:: Problem details ::
Please transcribe the listing below in full and word for word, without its pictures.

:: Supplied information ::

※

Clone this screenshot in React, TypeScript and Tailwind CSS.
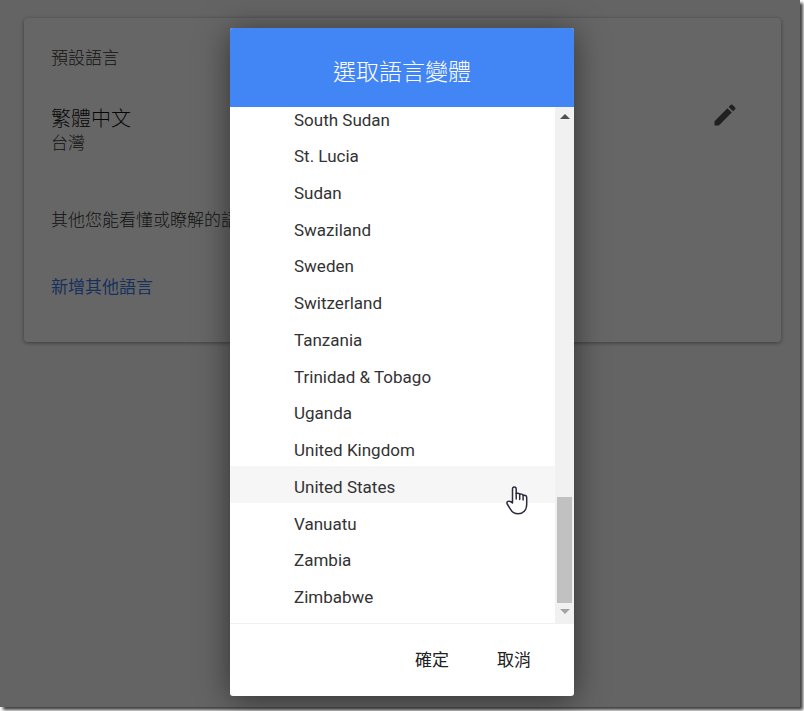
import { clsx } from "clsx";
import { MdEdit } from "react-icons/md";

const COUNTRIES = [
  "South Sudan",
  "St. Lucia",
  "Sudan",
  "Swaziland",
  "Sweden",
  "Switzerland",
  "Tanzania",
  "Trinidad & Tobago",
  "Uganda",
  "United Kingdom",
  "United States",
  "Vanuatu",
  "Zambia",
  "Zimbabwe",
];

const HOVERED = "United States";

function LanguageCard() {
  return (
    <section className="rounded-sm bg-white pt-7 pr-[42px] pb-[43px] pl-[27px] text-[17px] leading-6 text-[#333] shadow-[0_1px_4px_rgba(0,0,0,0.4)]">
      <h2>預設語言</h2>
      <div className="mt-[31px] flex items-start justify-between">
        <div className="pt-1.5">
          <p className="text-[20px] text-[#111]">繁體中文</p>
          <p>台灣</p>
        </div>
        <button type="button" aria-label="編輯" className="text-[#505050]">
          <MdEdit className="h-7 w-7" />
        </button>
      </div>
      <h2 className="mt-[53px]">其他您能看懂或瞭解的語言</h2>
      <a href="#add" className="mt-[43px] inline-block align-top font-normal text-[#3b78e7]">
        新增其他語言
      </a>
    </section>
  );
}

function HandCursor() {
  return (
    <svg
      viewBox="0 0 22 29"
      className="pointer-events-none absolute top-5 right-[27px] h-[29px] w-[22px]"
      fill="#fff"
      stroke="#2b2b3d"
      strokeWidth="1.5"
      strokeLinejoin="round"
      strokeLinecap="round"
      aria-hidden="true"
    >
      <path d="M6.5 17V3.200C6.500 1.800 7.200 1 8.300 1s1.900.8 1.900 2.200V7.500c.8-.6 3-.5 3.500.8 1-.5 2.900-.3 3.400 1 1.500-.3 3.600.2 3.600 2.200V18.500c0 5.500-3.700 9.300-8.500 9.300-4 0-6.300-2-8-5L1.200 18c-.6-1.300-.2-2.300.8-2.600 1.600-.5 3.300.2 4.500 1.600z" />
      <path d="M10.200 7.500v5.500M13.700 8.300V13.500M17.100 9.300v4.700" fill="none" />
    </svg>
  );
}

function Scrollbar() {
  return (
    <div className="flex w-[19px] shrink-0 flex-col items-center bg-[#f1f1f1] pt-[7px] pb-[9px]" aria-hidden="true">
      <svg viewBox="0 0 10 5" className="h-[5px] w-2.5 shrink-0" fill="#505050">
        <path d="M5 0l5 5H0z" />
      </svg>
      <div className="flex-1" />
      <div className="h-[106px] w-[15px] bg-[#c1c1c1]" />
      <svg viewBox="0 0 10 5" className="mt-1.5 h-[5px] w-2.5 shrink-0" fill="#a3a3a3">
        <path d="M0 0h10L5 5z" />
      </svg>
    </div>
  );
}

function VariantDialog() {
  return (
    <div
      role="dialog"
      aria-labelledby="variant-title"
      className="flex w-[344px] flex-col overflow-hidden rounded-[3px] bg-white text-[17px] text-[#333] shadow-[0_4px_32px_rgba(0,0,0,0.5)]"
    >
      <header className="bg-[#4285f4] pt-[31px] pb-5 text-center text-white">
        <h1 id="variant-title" className="text-[23px] leading-7 font-light">
          選取語言變體
        </h1>
      </header>
      <div className="flex min-h-0 flex-1 overflow-hidden">
        <ul className="-mt-2 flex flex-1 flex-col pb-2.5">
          {COUNTRIES.map((name) => (
            <li key={name} className={clsx("relative flex flex-1", name === HOVERED && "bg-[#f6f6f6]")}>
              <button type="button" className="flex-1 pt-1.5 pl-16 text-left">
                {name}
              </button>
              {name === HOVERED && <HandCursor />}
            </li>
          ))}
        </ul>
        <Scrollbar />
      </div>
      <footer className="flex justify-end gap-4 border-t border-[#f0f0f0] px-[27px] py-[18px] leading-9 text-[#212121]">
        <button type="button" className="px-4">
          確定
        </button>
        <button type="button" className="px-4">
          取消
        </button>
      </footer>
    </div>
  );
}

export default function App() {
  return (
    <div className="h-screen overflow-hidden bg-white pr-1 pb-1 font-['Roboto','Noto_Sans_CJK_TC',sans-serif] font-light">
      <div className="h-full bg-[#fafafa] pt-[18px] pr-[19px] pl-6 shadow-[3px_3px_3px_rgba(0,0,0,0.75)]">
        <LanguageCard />
      </div>
      <div className="absolute inset-0 pr-1 pb-1">
        <div className="h-full bg-black/60" />
      </div>
      <div className="absolute inset-0 flex justify-center pt-7 pb-[15px] font-normal">
        <VariantDialog />
      </div>
    </div>
  );
}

※

:: Solution below ::
Clone this screenshot in React, TypeScript and Tailwind CSS.
import { clsx } from "clsx";
import { MdEdit } from "react-icons/md";

const COUNTRIES = [
  "South Sudan",
  "St. Lucia",
  "Sudan",
  "Swaziland",
  "Sweden",
  "Switzerland",
  "Tanzania",
  "Trinidad & Tobago",
  "Uganda",
  "United Kingdom",
  "United States",
  "Vanuatu",
  "Zambia",
  "Zimbabwe",
];

const HOVERED = "United States";

function LanguageCard() {
  return (
    <section className="rounded-sm bg-white pt-7 pr-[42px] pb-[43px] pl-[27px] text-[17px] leading-6 text-[#333] shadow-[0_1px_4px_rgba(0,0,0,0.4)]">
      <h2>預設語言</h2>
      <div className="mt-[31px] flex items-start justify-between">
        <div className="pt-1.5">
          <p className="text-[20px] text-[#111]">繁體中文</p>
          <p>台灣</p>
        </div>
        <button type="button" aria-label="編輯" className="text-[#505050]">
          <MdEdit className="h-7 w-7" />
        </button>
      </div>
      <h2 className="mt-[53px]">其他您能看懂或瞭解的語言</h2>
      <a href="#add" className="mt-[43px] inline-block align-top font-normal text-[#3b78e7]">
        新增其他語言
      </a>
    </section>
  );
}

function HandCursor() {
  return (
    <svg
      viewBox="0 0 22 29"
      className="pointer-events-none absolute top-5 right-[27px] h-[29px] w-[22px]"
      fill="#fff"
      stroke="#2b2b3d"
      strokeWidth="1.5"
      strokeLinejoin="round"
      strokeLinecap="round"
      aria-hidden="true"
    >
      <path d="M6.5 17V3.200C6.500 1.800 7.200 1 8.300 1s1.900.8 1.900 2.200V7.500c.8-.6 3-.5 3.500.8 1-.5 2.900-.3 3.400 1 1.500-.3 3.600.2 3.600 2.200V18.500c0 5.500-3.700 9.300-8.500 9.300-4 0-6.300-2-8-5L1.200 18c-.6-1.300-.2-2.300.8-2.600 1.600-.5 3.300.2 4.500 1.600z" />
      <path d="M10.200 7.500v5.500M13.700 8.300V13.500M17.100 9.300v4.700" fill="none" />
    </svg>
  );
}

function Scrollbar() {
  return (
    <div className="flex w-[19px] shrink-0 flex-col items-center bg-[#f1f1f1] pt-[7px] pb-[9px]" aria-hidden="true">
      <svg viewBox="0 0 10 5" className="h-[5px] w-2.5 shrink-0" fill="#505050">
        <path d="M5 0l5 5H0z" />
      </svg>
      <div className="flex-1" />
      <div className="h-[106px] w-[15px] bg-[#c1c1c1]" />
      <svg viewBox="0 0 10 5" className="mt-1.5 h-[5px] w-2.5 shrink-0" fill="#a3a3a3">
        <path d="M0 0h10L5 5z" />
      </svg>
    </div>
  );
}

function VariantDialog() {
  return (
    <div
      role="dialog"
      aria-labelledby="variant-title"
      className="flex w-[344px] flex-col overflow-hidden rounded-[3px] bg-white text-[17px] text-[#333] shadow-[0_4px_32px_rgba(0,0,0,0.5)]"
    >
      <header className="bg-[#4285f4] pt-[31px] pb-5 text-center text-white">
        <h1 id="variant-title" className="text-[23px] leading-7 font-light">
          選取語言變體
        </h1>
      </header>
      <div className="flex min-h-0 flex-1 overflow-hidden">
        <ul className="-mt-2 flex flex-1 flex-col pb-2.5">
          {COUNTRIES.map((name) => (
            <li key={name} className={clsx("relative flex flex-1", name === HOVERED && "bg-[#f6f6f6]")}>
              <button type="button" className="flex-1 pt-1.5 pl-16 text-left">
                {name}
              </button>
              {name === HOVERED && <HandCursor />}
            </li>
          ))}
        </ul>
        <Scrollbar />
      </div>
      <footer className="flex justify-end gap-4 border-t border-[#f0f0f0] px-[27px] py-[18px] leading-9 text-[#212121]">
        <button type="button" className="px-4">
          確定
        </button>
        <button type="button" className="px-4">
          取消
        </button>
      </footer>
    </div>
  );
}

export default function App() {
  return (
    <div className="h-screen overflow-hidden bg-white pr-1 pb-1 font-['Roboto','Noto_Sans_CJK_TC',sans-serif] font-light">
      <div className="h-full bg-[#fafafa] pt-[18px] pr-[19px] pl-6 shadow-[3px_3px_3px_rgba(0,0,0,0.75)]">
        <LanguageCard />
      </div>
      <div className="absolute inset-0 pr-1 pb-1">
        <div className="h-full bg-black/60" />
      </div>
      <div className="absolute inset-0 flex justify-center pt-7 pb-[15px] font-normal">
        <VariantDialog />
      </div>
    </div>
  );
}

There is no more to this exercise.